• [Source excerpt]
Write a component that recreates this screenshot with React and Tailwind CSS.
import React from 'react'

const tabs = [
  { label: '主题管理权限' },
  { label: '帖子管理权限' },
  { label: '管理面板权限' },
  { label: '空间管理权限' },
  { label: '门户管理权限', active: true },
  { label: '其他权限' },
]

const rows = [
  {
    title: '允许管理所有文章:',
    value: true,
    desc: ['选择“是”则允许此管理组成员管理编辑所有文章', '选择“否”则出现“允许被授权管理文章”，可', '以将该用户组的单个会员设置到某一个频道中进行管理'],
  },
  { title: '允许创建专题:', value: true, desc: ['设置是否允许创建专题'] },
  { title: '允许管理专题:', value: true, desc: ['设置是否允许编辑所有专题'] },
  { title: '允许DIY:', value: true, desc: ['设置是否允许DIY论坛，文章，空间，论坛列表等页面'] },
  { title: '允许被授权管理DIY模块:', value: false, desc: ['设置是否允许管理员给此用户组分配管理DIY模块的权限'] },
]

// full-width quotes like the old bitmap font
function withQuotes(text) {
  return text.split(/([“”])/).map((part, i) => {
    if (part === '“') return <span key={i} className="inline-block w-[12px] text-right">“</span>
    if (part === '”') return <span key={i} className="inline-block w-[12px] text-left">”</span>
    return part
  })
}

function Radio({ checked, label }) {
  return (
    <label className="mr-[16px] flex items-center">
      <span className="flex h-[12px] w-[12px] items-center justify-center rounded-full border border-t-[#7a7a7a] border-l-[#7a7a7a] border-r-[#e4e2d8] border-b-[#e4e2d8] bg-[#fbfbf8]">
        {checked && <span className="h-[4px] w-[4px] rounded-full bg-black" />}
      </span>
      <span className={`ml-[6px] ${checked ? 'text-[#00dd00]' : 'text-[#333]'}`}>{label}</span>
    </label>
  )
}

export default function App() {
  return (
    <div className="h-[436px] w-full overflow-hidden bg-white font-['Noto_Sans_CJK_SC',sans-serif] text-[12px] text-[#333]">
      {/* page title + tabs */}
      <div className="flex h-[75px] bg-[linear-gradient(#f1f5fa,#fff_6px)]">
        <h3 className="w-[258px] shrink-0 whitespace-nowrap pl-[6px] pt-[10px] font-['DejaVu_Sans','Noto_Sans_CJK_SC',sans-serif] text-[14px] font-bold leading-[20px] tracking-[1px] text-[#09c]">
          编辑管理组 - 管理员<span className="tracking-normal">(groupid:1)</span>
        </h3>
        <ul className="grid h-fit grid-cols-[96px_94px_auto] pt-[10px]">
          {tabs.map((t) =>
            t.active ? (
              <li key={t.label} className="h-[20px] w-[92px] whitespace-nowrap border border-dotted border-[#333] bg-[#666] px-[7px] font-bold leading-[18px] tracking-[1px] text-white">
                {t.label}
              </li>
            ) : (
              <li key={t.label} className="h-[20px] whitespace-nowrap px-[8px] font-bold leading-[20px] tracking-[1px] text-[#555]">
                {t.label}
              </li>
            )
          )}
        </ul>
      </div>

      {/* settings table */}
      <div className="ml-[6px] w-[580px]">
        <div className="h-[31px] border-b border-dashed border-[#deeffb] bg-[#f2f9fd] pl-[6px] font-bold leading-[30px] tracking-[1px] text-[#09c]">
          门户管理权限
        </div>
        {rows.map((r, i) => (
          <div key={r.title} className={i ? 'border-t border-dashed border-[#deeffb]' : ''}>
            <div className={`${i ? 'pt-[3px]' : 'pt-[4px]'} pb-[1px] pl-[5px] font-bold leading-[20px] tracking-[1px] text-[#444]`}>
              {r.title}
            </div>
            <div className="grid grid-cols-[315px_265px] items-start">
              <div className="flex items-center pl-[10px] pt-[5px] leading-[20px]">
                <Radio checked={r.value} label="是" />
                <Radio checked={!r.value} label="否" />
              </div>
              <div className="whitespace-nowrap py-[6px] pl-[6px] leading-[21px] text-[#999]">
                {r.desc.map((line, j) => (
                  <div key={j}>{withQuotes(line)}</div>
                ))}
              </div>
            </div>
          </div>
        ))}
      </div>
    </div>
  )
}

• [What you are asked to do] Transcribe the data above in full, exactly.

• [Final result]
Write a component that recreates this screenshot with React and Tailwind CSS.
import React from 'react'

const tabs = [
  { label: '主题管理权限' },
  { label: '帖子管理权限' },
  { label: '管理面板权限' },
  { label: '空间管理权限' },
  { label: '门户管理权限', active: true },
  { label: '其他权限' },
]

const rows = [
  {
    title: '允许管理所有文章:',
    value: true,
    desc: ['选择“是”则允许此管理组成员管理编辑所有文章', '选择“否”则出现“允许被授权管理文章”，可', '以将该用户组的单个会员设置到某一个频道中进行管理'],
  },
  { title: '允许创建专题:', value: true, desc: ['设置是否允许创建专题'] },
  { title: '允许管理专题:', value: true, desc: ['设置是否允许编辑所有专题'] },
  { title: '允许DIY:', value: true, desc: ['设置是否允许DIY论坛，文章，空间，论坛列表等页面'] },
  { title: '允许被授权管理DIY模块:', value: false, desc: ['设置是否允许管理员给此用户组分配管理DIY模块的权限'] },
]

// full-width quotes like the old bitmap font
function withQuotes(text) {
  return text.split(/([“”])/).map((part, i) => {
    if (part === '“') return <span key={i} className="inline-block w-[12px] text-right">“</span>
    if (part === '”') return <span key={i} className="inline-block w-[12px] text-left">”</span>
    return part
  })
}

function Radio({ checked, label }) {
  return (
    <label className="mr-[16px] flex items-center">
      <span className="flex h-[12px] w-[12px] items-center justify-center rounded-full border border-t-[#7a7a7a] border-l-[#7a7a7a] border-r-[#e4e2d8] border-b-[#e4e2d8] bg-[#fbfbf8]">
        {checked && <span className="h-[4px] w-[4px] rounded-full bg-black" />}
      </span>
      <span className={`ml-[6px] ${checked ? 'text-[#00dd00]' : 'text-[#333]'}`}>{label}</span>
    </label>
  )
}

export default function App() {
  return (
    <div className="h-[436px] w-full overflow-hidden bg-white font-['Noto_Sans_CJK_SC',sans-serif] text-[12px] text-[#333]">
      {/* page title + tabs */}
      <div className="flex h-[75px] bg-[linear-gradient(#f1f5fa,#fff_6px)]">
        <h3 className="w-[258px] shrink-0 whitespace-nowrap pl-[6px] pt-[10px] font-['DejaVu_Sans','Noto_Sans_CJK_SC',sans-serif] text-[14px] font-bold leading-[20px] tracking-[1px] text-[#09c]">
          编辑管理组 - 管理员<span className="tracking-normal">(groupid:1)</span>
        </h3>
        <ul className="grid h-fit grid-cols-[96px_94px_auto] pt-[10px]">
          {tabs.map((t) =>
            t.active ? (
              <li key={t.label} className="h-[20px] w-[92px] whitespace-nowrap border border-dotted border-[#333] bg-[#666] px-[7px] font-bold leading-[18px] tracking-[1px] text-white">
                {t.label}
              </li>
            ) : (
              <li key={t.label} className="h-[20px] whitespace-nowrap px-[8px] font-bold leading-[20px] tracking-[1px] text-[#555]">
                {t.label}
              </li>
            )
          )}
        </ul>
      </div>

      {/* settings table */}
      <div className="ml-[6px] w-[580px]">
        <div className="h-[31px] border-b border-dashed border-[#deeffb] bg-[#f2f9fd] pl-[6px] font-bold leading-[30px] tracking-[1px] text-[#09c]">
          门户管理权限
        </div>
        {rows.map((r, i) => (
          <div key={r.title} className={i ? 'border-t border-dashed border-[#deeffb]' : ''}>
            <div className={`${i ? 'pt-[3px]' : 'pt-[4px]'} pb-[1px] pl-[5px] font-bold leading-[20px] tracking-[1px] text-[#444]`}>
              {r.title}
            </div>
            <div className="grid grid-cols-[315px_265px] items-start">
              <div className="flex items-center pl-[10px] pt-[5px] leading-[20px]">
                <Radio checked={r.value} label="是" />
                <Radio checked={!r.value} label="否" />
              </div>
              <div className="whitespace-nowrap py-[6px] pl-[6px] leading-[21px] text-[#999]">
                {r.desc.map((line, j) => (
                  <div key={j}>{withQuotes(line)}</div>
                ))}
              </div>
            </div>
          </div>
        ))}
      </div>
    </div>
  )
}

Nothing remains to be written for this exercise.